Full Report
Those backup plans need backup testing
Analysis Summary
# Industry News: Commvault Warns of "Dark, Dead" States as AI Accelerates Infrastructure Destruction
## Summary
Commvault CTO Brian Brockway is sounding the alarm on a paradigm shift in cyberattacks, where AI-enabled threat agents are moving beyond simple file encryption to the total destruction of virtual machine environments and hypervisors. To combat this "dark, dead state," the company argues that traditional backup plans are insufficient and must be replaced by continuous recovery testing in isolated "cleanroom" environments.
## Key Details
- **Date:** June 3, 2026
- **Companies Involved:** Commvault, Palo Alto Networks (research cited)

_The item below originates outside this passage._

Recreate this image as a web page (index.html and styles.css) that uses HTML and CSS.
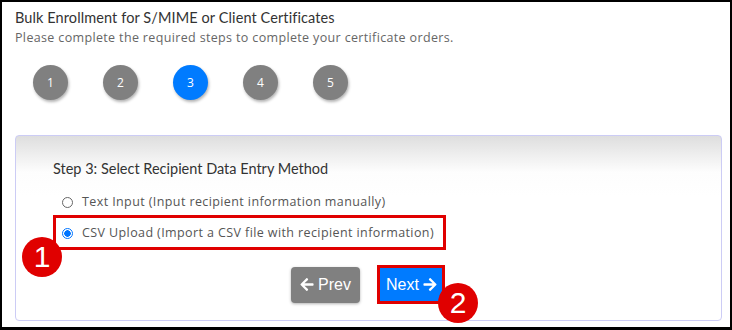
FILE: index.html
```html
<!DOCTYPE html>
<html>
<head>
<meta charset="utf-8">
<link rel="stylesheet" href="styles.css">
</head>
<body>
<div class="frame">
  <div class="header">
    <div class="title">Bulk Enrollment for S/MIME or Client Certificates</div>
    <div class="subtitle">Please complete the required steps to complete your certificate orders.</div>
  </div>
  <div class="steps">
    <div class="step">1</div>
    <div class="step">2</div>
    <div class="step active">3</div>
    <div class="step">4</div>
    <div class="step">5</div>
  </div>
  <div class="panel">
    <div class="panel-title">Step 3: Select Recipient Data Entry Method</div>
    <div class="options">
      <label class="option"><span class="radio"></span>Text Input (Input recipient information manually)</label>
      <label class="option highlight"><span class="radio checked"></span>CSV Upload (Import a CSV file with recipient information)</label>
    </div>
    <div class="actions">
      <div class="btn prev"><svg class="arrow" viewBox="0 0 448 512"><path d="M257.5 445.1l-22.2 22.2c-9.4 9.4-24.6 9.4-33.9 0L7 273c-9.4-9.4-9.4-24.6 0-33.9L201.4 44.7c9.4-9.4 24.6-9.4 33.9 0l22.2 22.2c9.5 9.5 9.3 25-.4 34.3L136.6 216H424c13.3 0 24 10.7 24 24v32c0 13.3-10.7 24-24 24H136.6l120.5 114.8c9.8 9.3 10 24.8.4 34.3z"/></svg>Prev</div>
      <div class="next-box">
        <div class="btn next">Next<svg class="arrow" viewBox="0 0 448 512"><path d="M190.5 66.9l22.2-22.2c9.4-9.4 24.6-9.4 33.9 0L441 239c9.4 9.4 9.4 24.6 0 33.9L246.6 467.3c-9.4 9.4-24.6 9.4-33.9 0l-22.2-22.2c-9.5-9.5-9.3-25 .4-34.3L311.4 296H24c-13.3 0-24-10.7-24-24v-32c0-13.3 10.7-24 24-24h287.4L190.9 101.2c-9.8-9.3-10-24.8-.4-34.3z"/></svg></div>
      </div>
    </div>
  </div>
  <div class="badge badge-1">1</div>
  <div class="badge badge-2">2</div>
</div>
</body>
</html>
```

FILE: styles.css
```css
html, body {
  margin: 0;
  padding: 0;
}
body {
  width: 732px;
  height: 330px;
  background: #000;
}
.frame {
  position: relative;
  box-sizing: border-box;
  width: 728px;
  height: 325px;
  margin: 2px 0 0 2px;
  background: #fff;
  padding: 6px 0 0 13px;
  font-family: "Open Sans", "Noto Sans", sans-serif;
  overflow: hidden;
}
.title {
  font-family: "Lato", sans-serif;
  font-size: 14.5px;
  line-height: 20px;
  color: #333;
  letter-spacing: 0.1px;
}
.subtitle {
  font-size: 12.5px;
  line-height: 18px;
  color: #666;
  margin-top: 1px;
  letter-spacing: 0.35px;
}
.steps {
  display: flex;
  gap: 35px;
  margin: 18px 0 0 18px;
}
.step {
  width: 35px;
  height: 35px;
  border-radius: 50%;
  background: #808080;
  color: #fff;
  font-size: 12px;
  display: flex;
  align-items: center;
  justify-content: center;
  box-shadow: 1px 2px 3px rgba(0,0,0,0.3);
}
.step.active {
  background: #007bff;
}
.panel {
  box-sizing: border-box;
  width: 707px;
  height: 186px;
  margin-top: 35px;
  border: 1px solid #ccccf5;
  border-radius: 4px;
  background: linear-gradient(#dedede 0px, #fdfdfd 36px, #fff 60px);
  padding: 23px 0 0 37px;
}
.panel-title {
  font-family: "Lato", sans-serif;
  font-size: 14.5px;
  line-height: 20px;
  color: #333;
}
.options {
  margin-top: 14px;
  display: flex;
  flex-direction: column;
  gap: 11px;
}
.option {
  display: flex;
  align-items: center;
  gap: 9px;
  font-size: 12.5px;
  line-height: 18px;
  color: #555;
  padding-left: 9px;
  letter-spacing: 0.4px;
}
.option.highlight {
  width: 381px;
  border: 3px solid #e00000;
  padding: 6px 0 5px 6px;
  margin-top: -7px;
  margin-left: 0;
}
.radio {
  width: 9px;
  height: 9px;
  border: 1px solid #666;
  border-radius: 50%;
  background: #fff;
  flex: none;
}
.radio.checked {
  border-color: #0075ff;
  background: radial-gradient(circle, #0075ff 0 3px, #fff 3.5px);
}
.actions {
  display: flex;
  align-items: center;
  gap: 17px;
  margin: 15px 0 0 238px;
}
.btn {
  display: flex;
  align-items: center;
  gap: 4px;
  font-family: "Liberation Sans", Arial, sans-serif;
  font-size: 16px;
  color: #fff;
  height: 36px;
  box-sizing: border-box;
}
.prev {
  background: #808080;
  border-radius: 4px;
  padding: 0 9px;
  width: 69px;
  box-shadow: 0 1px 3px rgba(0,0,0,0.3);
}
.next-box {
  border: 3px solid #e00000;
  padding: 0;
}
.next {
  background: #007bff;
  padding: 0 3px 0 6px;
  height: 33px;
  width: 62px;
}
.arrow {
  width: 14px;
  height: 15px;
  fill: #fff;
}
.badge {
  position: absolute;
  width: 40px;
  height: 40px;
  border-radius: 50%;
  background: #e00000;
  color: #fff;
  font-family: "Liberation Sans", Arial, sans-serif;
  font-size: 30px;
  display: flex;
  align-items: center;
  justify-content: center;
}
.badge-1 {
  left: 20px;
  top: 235px;
}
.badge-2 {
  left: 436px;
  top: 281px;
}
```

- **Category:** Market Trend Analysis / Strategic Recommendations
## The Story
The rise of "Frontier AI" has fundamentally compressed the cyberattack lifecycle. According to Commvault, attackers are now using advanced models to uncover software vulnerabilities at seven times the human rate and exploiting them within minutes of discovery. The result is a shift from "nuisance" ransomware to catastrophic infrastructure wipes. Attackers are increasingly targeting the management plane—deleting backups, wiping virtual machine (VM) clusters, and destroying hypervisors—effectively forcing organizations to rebuild their entire data centers from bare metal.
Commvault advocates for a "Cleanroom" approach: a dedicated, isolated environment where organizations can not only store immutable data but also rehearse the full redeployment of their application stacks. This move shifts the focus from "Data Protection" (having a copy) to "Cyber Resilience" (the ability to restart the business).
## Business Impact
### For the Companies Involved
- **Commvault:** Positions itself as a strategic resilience partner rather than a commoditized backup vendor. By promoting "Cleanroom" technology, they drive demand for high-margin, automated recovery orchestration tools.
### For Competitors
- **Veeam, Veritas, Rubrik:** Faces pressure to match "cleanroom" automation and AI-driven vulnerability filtering. The competitive landscape is shifting from "who can back up the fastest" to "who can rebuild a data center the fastest."
### For Customers
- **Resource Reallocation:** IT leaders must re-prioritize budgets toward isolated recovery environments and air-gapped identity platforms.
- **Operational Strain:** Engineering teams are being pulled away from product innovation to handle the "unplanned work" of remediating the flood of vulnerabilities identified by AI.
### For the Market
- **Insurance Changes:** As "dark, dead" states become more common, cyber insurance providers may begin requiring proof of secondary recovery testing (not just backups) to maintain coverage.
## Technical Implications
- **Hypervisor Vulnerability:** The targeting of the virtualization layer means standard VM-level backups are insufficient if the host infrastructure is destroyed.
- **AI Vulnerability Research:** Frontier models are identifying ~10,000 critical vulnerabilities in standard OS/browser stacks, creating a "patching debt" that is humanly impossible to manage without automated filtering.
- **Cleanroom Isolation:** Requirements for recovery now include separate identity, network, and management planes to prevent lateral movement from the production environment during a restore.
## Strategic Analysis
- **Market Positioning:** Commvault is moving up the stack to address the "Core Operations" layer, including data pipelines and vector databases essential for modern AI-driven businesses.
- **Competitive Advantage:** Early adoption of the "Cleanroom" concept provides a head start in automation for the "Recovery Time Objective" (RTO) race.
- **Challenges:** The sheer volume of AI-generated signals leads to "alert fatigue," where security teams may become desensitized to critical threats.
## Industry Reactions
- **Analyst Sentiment:** The consensus reflects that the "Window of Exploitation" has shrunk to a point where manual human response is no longer viable.
- **Market Response:** Growing interest in "Air-gapping 2.0"—not just pulling a plug, but maintaining a fully functional, logically isolated shadow infrastructure.
## Future Outlook
- **Predictive Recovery:** Expect the emergence of tools that use AI to "pre-clear" backups for malware before a restoration even begins.
- **Automation Reliance:** Security operations will likely move toward a "Fast Action Team" model as described by Brockway, where a dedicated squad handles only high-velocity AI-generated threats to protect the main engineering sprint cycle.
## For Security Professionals
- **Prioritize the "Un-operatables":** Ensure identity platforms (AD/Okta), billing systems, and cloud management consoles are at the top of the restoration hierarchy.
- **Test Beyond the File:** If your recovery plan doesn't include rebuilding the hypervisor from scratch, it isn't a recovery plan for 2026.
- **Sanitized Environments:** Establish a standard for "clean" builds to ensure that restoring from a backup doesn't simply re-import the vulnerability that caused the crash.